Exercising some control over the quality of listed properties is something that global aggregators too are adopting. Earlier this year, Airbnb announced the launch of Airbnb Plus, which offers customers a hotel-like experience; accommodations listed under this category will adhere to a 100-point quality checklist.
“To truly add value to both the supply and demand sides, you need to go deeper into the stack, and do things on the ground to solve problems that have conventionally come in the way of a good experience for the consumer,” says Siddharth Gupta, co-founder and chief executive at Treebo, which got $57 million in venture capital funding from SAIF Partners, Matrix Partners, Ward Ferry Management and Karst Peak Capital.
Treebo operates three models: Franchises, where the hotel’s staff run the show and stick to certain service standards under Treebo’s close supervision; managed models, a fairly nascent segment with five properties, where Treebo deploys its own staff; ‘manchised’ properties where a combination of the franchise and managed models are used, with Treebo appointing a company executive as the hotel manager.
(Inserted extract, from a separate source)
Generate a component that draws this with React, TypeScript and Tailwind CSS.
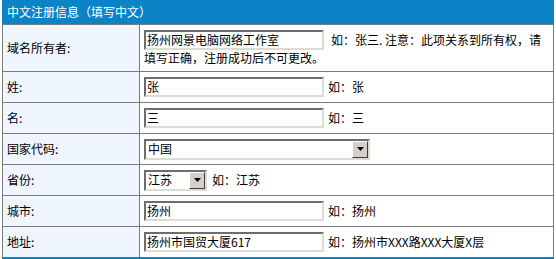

The company aims to have a total of 1,500 properties under all three categories—up from the current 400—over the next 12 to 18 months; about 80 percent of these will be under the ‘manchised’ model.
Gupta and his team initially struggled to convince hotel owners to partner with them and give Treebo control of the hotel’s entire inventory. “When we started approaching the first set of hotel owners in early 2015, there was a lot of resistance. I remember being promptly asked to leave, without even being offered a cup of tea, once the owners learnt that we wanted full inventory,” he recalls.
But, the pain is worth it, says Maninder Gulati, chief strategy officer at OYO, India’s largest hotel startup, if companies want to have a firm grip over customer service. OYO, in its earliest avatar as Oravel in 2012, operated as an aggregator before founder and CEO Ritesh Agarwal decided to change tracks. Today, OYO, which has so far raised about $450 million from SoftBank, Lightspeed Venture Partners, China Lodging Group and Sunil Munjal’s Hero Enterprise, straddles all business models—franchise, managed and ‘manchise’. It expects the managed and manchised models to account for 20-25 percent of its inventory in the next five years.
All the optimism aside, Gulati, who had earlier invested in OYO while working with Lightspeed Venture Partners, admits that scaling the managed model will take a lot of time and money: “The capabilities one needs to build at the backend become critical. You need to have extensive recruitment, training and operating capabilities. Initially, it will be pretty expensive to do all of these things.”
“This is not something that you can learn in three to six months. It will take you at least three years to get everything right. While investors and entrepreneurs know this is the right thing to do, it is not the easiest thing to do,” he adds.
Entrepreneurs, it seems, have taken a liking to the “right thing”, at least for now.